Close to ninety percent of all traders lose money. The remaining ten percent somehow manage to either break even or even turn a profit -- and more importantly, do it consistently. How do they do that? That's an age-old question. While there is no magic formula, EWI Senior Instructor Jeffrey Kennedy has identified five fundamental flaws that, in his opinion, stop most traders from being consistently successful. We don't claim to have found The Holy Grail of trading here, but sometimes a single idea can change a person's life. Maybe you'll find one in Jeffrey's take on trading. We sincerely hope so.

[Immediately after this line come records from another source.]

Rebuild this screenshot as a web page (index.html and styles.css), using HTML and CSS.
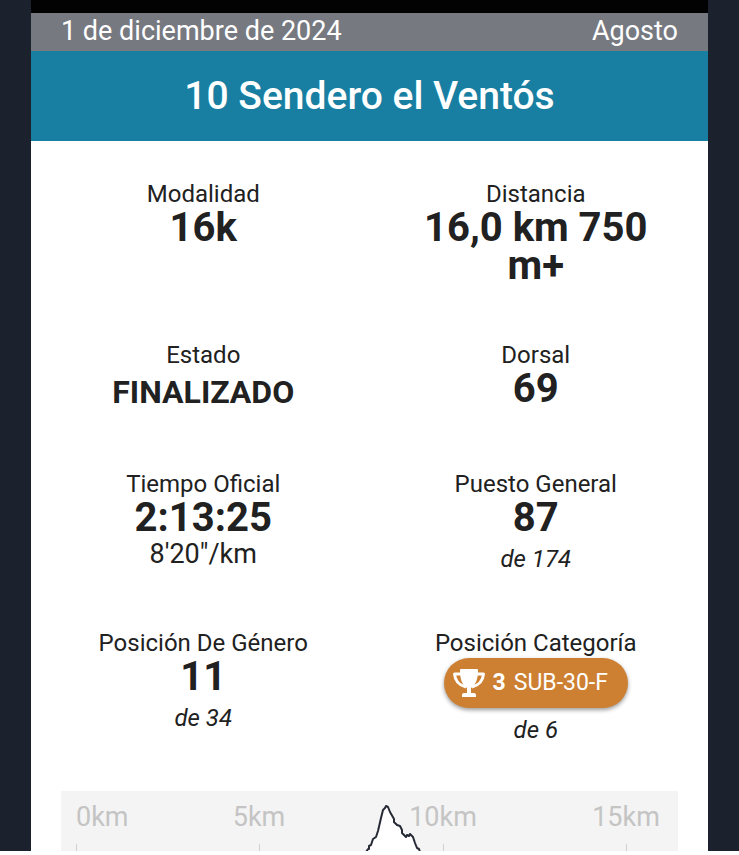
FILE: index.html
```html
<!DOCTYPE html>
<html lang="es">
<head>
    <meta charset="UTF-8">
    <meta name="viewport" content="width=device-width, initial-scale=1.0">
    <title>10 Sendero el Ventós</title>
    <link rel="stylesheet" href="styles.css">
</head>
<body>

    <div class="page">
        <main class="race">

            <!-- Fecha y localidad -->
            <div class="race-info">
                <span>1 de diciembre de 2024</span>
                <span>Agosto</span>
            </div>

            <h1 class="race-title">10 Sendero el Ventós</h1>

            <!-- Resultados del corredor -->
            <dl class="results">
                <div class="item">
                    <dt>Modalidad</dt>
                    <dd class="value">16k</dd>
                </div>
                <div class="item">
                    <dt>Distancia</dt>
                    <dd class="value">16,0 km 750 m+</dd>
                </div>
                <div class="item">
                    <dt>Estado</dt>
                    <dd class="value status">FINALIZADO</dd>
                </div>
                <div class="item">
                    <dt>Dorsal</dt>
                    <dd class="value">69</dd>
                </div>
                <div class="item">
                    <dt>Tiempo Oficial</dt>
                    <dd class="value">2:13:25</dd>
                    <dd class="pace">8'20"/km</dd>
                </div>
                <div class="item">
                    <dt>Puesto General</dt>
                    <dd class="value">87</dd>
                    <dd class="total">de 174</dd>
                </div>
                <div class="item">
                    <dt>Posición De Género</dt>
                    <dd class="value">11</dd>
                    <dd class="total">de 34</dd>
                </div>
                <div class="item">
                    <dt>Posición Categoría</dt>
                    <dd class="badge">
                        <svg class="trophy" viewBox="0 0 32 28" aria-hidden="true">
                            <path d="M8 5H1.500C2 11 5 16 13 18M24 5h6.500C30 11 27 16 19 18" fill="none" stroke="#fff" stroke-width="3" stroke-linejoin="round"/>
                            <path d="M7 1q0-1 1-1h16q1 0 1 1c0 9-2 15-7 18v5h3q2 0 2 2v2H9v-2q0-2 2-2h3v-5C9 16 7 10 7 1z" fill="#fff"/>
                        </svg>
                        <strong>3</strong>
                        <span>SUB-30-F</span>
                    </dd>
                    <dd class="total">de 6</dd>
                </div>
            </dl>

            <!-- Perfil de altitud -->
            <svg class="profile" viewBox="0 0 617 60" role="img" aria-label="Perfil de altitud">
                <path class="tick" d="M15.5 53V60M198.5 53V60M382.5 53V60M565.5 53V60"/>
                <text x="15" y="35">0km</text>
                <text x="198" y="35" text-anchor="middle">5km</text>
                <text x="382" y="35" text-anchor="middle">10km</text>
                <text x="565" y="35" text-anchor="middle">15km</text>
                <path class="line" d="M305 61L307 58L308 58L308 55L310 54L312 48L315 46L317 40L320 27L322 19L324 17L325 15L327 16L329 21L333 28L333 31L336 34L339 35L341 39L341 42L345 46L346 44L348 45L349 43L352 46L354 52L356 57L358 58L359 61"/>
            </svg>

        </main>
    </div>

</body>
</html>
```

FILE: styles.css
```css
body {
    font-family: Roboto, "Liberation Sans", sans-serif;
    background-color: #fff;
    color: #212121;
    margin: 0;
}
.page {
    background-color: #1b212d;
    padding: 0 31px;
    margin-bottom: 4px;
}
.race {
    background-color: #fff;
    border-top: 13px solid #020202;
}
.race-info {
    display: flex;
    justify-content: space-between;
    padding: 0 30px 2px;
    background-color: #777981;
    color: #fff;
    font-size: 27px;
    line-height: 36px;
}
.race-title {
    margin: 0;
    background-color: #187fa2;
    color: #fff;
    font-size: 39px;
    font-weight: 500;
    line-height: 90px;
    text-align: center;
}
.results {
    display: grid;
    grid-template-columns: 1fr 1fr;
    row-gap: 57px;
    margin: 0;
    padding: 40px 6px 47px;
    text-align: center;
}
.item {
    padding: 0 40px;
}
dt {
    font-size: 24px;
    line-height: 26px;
}
dd {
    margin: 0;
}
.value {
    padding-top: 2px;
    font-size: 40px;
    font-weight: 700;
    line-height: 38px;
}
.status {
    font-size: 32px;
    line-height: 44px;
}
.pace {
    margin-top: 2px;
    font-size: 27px;
    line-height: 30px;
}
.total {
    margin-top: 8px;
    font-size: 24px;
    font-style: italic;
    line-height: 28px;
}
.badge {
    display: inline-flex;
    align-items: center;
    gap: 8px;
    margin-top: 2px;
    padding: 0 20px 0 9px;
    border-radius: 25px;
    background-color: #cd7f32;
    box-shadow: 0 2px 4px rgba(0, 0, 0, 0.4);
    color: #fff;
    font-size: 23px;
    line-height: 50px;
}
.trophy {
    width: 32px;
    height: 28px;
}
.profile {
    display: block;
    margin: 0 30px;
    background-color: #f4f4f4;
}
.profile text {
    font-size: 27px;
    fill: #c4c4c4;
}
.tick {
    stroke: #d0d0d0;
}
.line {
    fill: #fff;
    stroke: #262a35;
    stroke-width: 2;
    stroke-linejoin: round;
}
```
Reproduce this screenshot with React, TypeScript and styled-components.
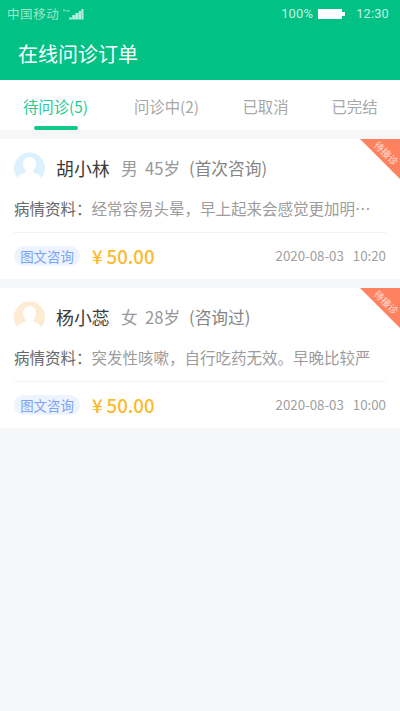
import React from "react";
import styled, { createGlobalStyle } from "styled-components";

const GlobalStyle = createGlobalStyle`
  * { box-sizing: border-box; }
  body {
    margin: 0;
    background: #f6f7f9;
    font-family: "Noto Sans CJK SC", "Noto Sans", sans-serif;
    white-space: nowrap;
  }
`;

const Screen = styled.div`
  width: 400px;
  height: 711px;
  overflow: hidden;
  background: #f6f7f9;
`;

const Header = styled.header`
  height: 80px;
  background: #02c185;
  color: #fff;
`;

const StatusBar = styled.div`
  display: flex;
  align-items: center;
  height: 28px;
  padding: 0 11px 0 7px;
  font-size: 12px;
  line-height: 28px;
  color: #c5f4e2;
`;

const Carrier = styled.span`
  width: 55px;
  font-size: 12.5px;
  letter-spacing: 0.6px;
  color: #9ce8cc;
`;

const Signal = styled.svg`
  flex: none;
`;

const StatusRight = styled.div`
  display: flex;
  align-items: center;
  margin-left: auto;
  font-family: Roboto, "Noto Sans", sans-serif;
`;

const Percent = styled.span`
  font-size: 12.9px;
  letter-spacing: 0.2px;
`;

const Battery = styled.svg`
  margin: 0 11px 0 5px;
`;

const Clock = styled.span`
  font-size: 12.7px;
  letter-spacing: 0.25px;
`;

const Title = styled.h1`
  margin: 0;
  padding-left: 18px;
  font-size: 20px;
  line-height: 52px;
  font-weight: 400;
`;

const Tabs = styled.nav`
  display: grid;
  grid-template-columns: 111px 111px 87px 91px;
  height: 50px;
  background: #fff;
`;

const Tab = styled.div<{ $active?: boolean }>`
  display: flex;
  flex-direction: column;
  align-items: center;
  justify-content: space-between;
  font-size: 15.4px;
  line-height: 52px;
  color: ${(p) => (p.$active ? "#25cb93" : "#a8a8a8")};

  &::after {
    content: "";
    flex: none;
    width: 44px;
    height: 4px;
    margin-top: -6px;
    border-radius: 2px;
    background: ${(p) => (p.$active ? "#14c88b" : "transparent")};
  }
`;

const List = styled.main`
  display: flex;
  flex-direction: column;
  gap: 9px;
  padding-top: 9px;
`;

const Card = styled.article`
  position: relative;
  height: 140px;
  padding: 0 14px;
  overflow: hidden;
  background: #fff;
`;

const Patient = styled.div`
  display: grid;
  grid-template-columns: 42px 65px 24px 44px auto;
  align-items: center;
  height: 58px;
  font-size: 16.7px;
  line-height: 58px;
  color: #999;
`;

const Avatar = styled.svg`
  display: block;
  margin-bottom: 2px;
`;

const Name = styled.span`
  font-size: 17.9px;
  color: #3b3b3b;
`;

const Note = styled.span`
  color: #858585;
`;

const Condition = styled.div`
  height: 35px;
  font-size: 15.5px;
  line-height: 23px;
  color: #9c9c9c;
`;

const Label = styled.span`
  color: #686868;
`;

const Footer = styled.div`
  display: flex;
  align-items: center;
  height: 47px;
  padding-bottom: 1px;
  border-top: 1px solid #f1f2f3;
`;

const Badge = styled.span`
  width: 66px;
  height: 20px;
  border-radius: 10px;
  background: #edf3ff;
  font-size: 13.4px;
  line-height: 20px;
  text-align: center;
  color: #7ba2f6;
`;

const Price = styled.span`
  display: flex;
  gap: 4px;
  margin-left: 12px;
  font-size: 18.6px;
  line-height: 24px;
  font-weight: 500;
  color: #fbb92c;
`;

const Time = styled.span`
  display: flex;
  gap: 9px;
  margin-left: auto;
  font-size: 13.3px;
  color: #a0a0a0;
`;

const Ribbon = styled.div`
  position: absolute;
  top: 0;
  right: 0;
  width: 40px;
  height: 40px;
  background: #ff8260;
  clip-path: polygon(0 0, 100% 0, 100% 100%);
`;

const RibbonText = styled.span`
  position: absolute;
  top: 8px;
  left: 10px;
  width: 32px;
  font-size: 9.6px;
  line-height: 13px;
  text-align: center;
  color: #ffe0d7;
  transform: rotate(45deg);
`;

interface Order {
  name: string;
  gender: string;
  age: string;
  note: string;
  condition: string;
  date: string;
  time: string;
  tint: string;
}

const orders: Order[] = [
  {
    name: "胡小林",
    gender: "男",
    age: "45岁",
    note: "(首次咨询)",
    condition: "经常容易头晕，早上起来会感觉更加明⋯",
    date: "2020-08-03",
    time: "10:20",
    tint: "#dcf0fd",
  },
  {
    name: "杨小蕊",
    gender: "女",
    age: "28岁",
    note: "(咨询过)",
    condition: "突发性咳嗽，自行吃药无效。早晚比较严",
    date: "2020-08-03",
    time: "10:00",
    tint: "#feebd3",
  },
];

const OrderCard = ({ order }: { order: Order }) => (
  <Card>
    <Patient>
      <Avatar width="31" height="31" viewBox="0 0 31 31">
        <path
          d="M4 26.5A15.5 15.5 0 1 1 27 26.5C26.5 23 24 21.800 20 21C18.800 20.700 18.800 19.500 19.500 18.500C21 16.500 22 14.500 22 11.500C22 7.500 19 5 15.500 5S9 7.500 9 11.500C9 14.500 10 16.500 11.500 18.500C12.200 19.500 12.200 20.700 11 21C7 21.800 4.500 23 4 26.500Z"
          fill={order.tint}
        />
      </Avatar>
      <Name>{order.name}</Name>
      <span>{order.gender}</span>
      <span>{order.age}</span>
      <Note>{order.note}</Note>
    </Patient>
    <Condition>
      <Label>病情资料：</Label>
      {order.condition}
    </Condition>
    <Footer>
      <Badge>图文咨询</Badge>
      <Price>
        <span>¥</span>
        <span>50.00</span>
      </Price>
      <Time>
        <span>{order.date}</span>
        <span>{order.time}</span>
      </Time>
    </Footer>
    <Ribbon>
      <RibbonText>待接诊</RibbonText>
    </Ribbon>
  </Card>
);

export default function App() {
  return (
    <>
      <GlobalStyle />
      <Screen>
        <Header>
          <StatusBar>
            <Carrier>中国移动</Carrier>
            <Signal width="22" height="12" viewBox="0 0 22 12">
              <path d="M1 2h3M2 2v2M5 4V2l1 1 1-1v2" stroke="#8ae3c2" strokeWidth="0.8" fill="none" />
              <path
                d="M7 9.500h3V11.500H7zM10.200 7h3v4.500h-3zM13.400 5H16.400v6.500h-3zM16.700 3h2.500v8.500h-2.500zM19.500 1h2v10.500h-2z"
                fill="#b4f0d9"
              />
            </Signal>
            <StatusRight>
              <Percent>100%</Percent>
              <Battery width="27" height="10" viewBox="0 0 27 10">
                <path d="M0 0h24v3h3v4h-3v3H0z" fill="#fff" />
              </Battery>
              <Clock>12:30</Clock>
            </StatusRight>
          </StatusBar>
          <Title>在线问诊订单</Title>
        </Header>
        <Tabs>
          <Tab $active>待问诊(5)</Tab>
          <Tab>问诊中(2)</Tab>
          <Tab>已取消</Tab>
          <Tab>已完结</Tab>
        </Tabs>
        <List>
          {orders.map((order) => (
            <OrderCard key={order.name} order={order} />
          ))}
        </List>
      </Screen>
    </>
  );
}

The following is an excerpt from Jeffrey Kennedy's Trader's Classroom Collection, Volume
4. Learn how to get 14 more actionable trading lessons -- FREE -- below.
Why Do Traders Lose?
If you've been trading for a long time, you no doubt have felt that a monstrous, invisible hand sometimes reaches into your trading account and takes out money. It doesn't seem to matter how many books you buy, how many seminars you attend or how many hours you spend analyzing price charts, you just can't seem to prevent that invisible hand from depleting your trading account funds.
Which brings us to the question: Why do traders lose? Or maybe we should ask, "How do you stop the Hand?" Whether you are a seasoned professional or just thinking about opening your first trading account, the ability to stop the Hand is proportional to how well you understand and overcome the Five Fatal Flaws of trading. For each fatal flaw represents a finger on the invisible hand that wreaks havoc with your trading account.
Fatal Flaw No. 1 -- Lack of Methodology
If you aim to be a consistently successful trader, then you must have a defined trading methodology, which is simply a clear and concise way of looking at markets. Guessing or going by gut instinct won't work over the long run. If you don't have a defined trading methodology, then you don't have a way to know what constitutes a buy or sell signal. Moreover, you can't even consistently correctly identify the trend.
How to overcome this fatal flaw? Answer: Write down your methodology. Define in writing what your analytical tools are and, more importantly, how you use them. It doesn't matter whether you use the Wave Principle, Point and Figure charts, Stochastics, RSI or acombination of all of the above. What does matter is that you actually take the effort to define it (i.e., what constitutes a buy, a sell, your trailing stop and instructions on exiting a position). And the best hint I can give you regarding developing a defined trading methodology is this: If you can't fit it on the back of a business card, it's probably too complicated.
Fatal Flaw No. 2 -- Lack of Discipline
When you have clearly outlined and identified your trading methodology, then you must have the discipline to follow your system. A Lack of Discipline in this regard is the second fatal flaw. If the way you view a price chart or evaluate a potential trade setup is different from how you did it a month ago, then you have either not identified your methodology or you lack the discipline to follow the methodology you have identified. The formula for success is to consistently apply a proven methodology. So the best advice I can give you to overcome a lack of discipline is to define a trading methodology that works best for you and follow it religiously.
Fatal Flaw No. 3 -- Unrealistic Expectations
Between you and me, nothing makes me angrier than those commercials that say something
like, "...$5,000 properly positioned in Natural Gas can give you returns of over $40,000..." Advertisements like this are a disservice to the financial industry as a whole and end up costing uneducated investors a lot more than $5,000. In addition, they help to create the third fatal flaw: Unrealistic Expectations. Yes, it is possible to experience above-average returns trading your own account. However, it's difficult to do it without taking on above-average risk. So what is a realistic return to shoot for in your first year as a trader -- 50%, 100%, 200%? Whoa, let's rein in those unrealistic expectations. In my opinion, the goal for every trader their first year out should be not to lose money. In other words, shoot for a 0% return your first year. If you can manage that, then in year two, try to beat the Dow or the S&P. These goals may not be flashy but they are realistic, and if you can learn to live with them -- and achieve them -- you will fend off the Hand.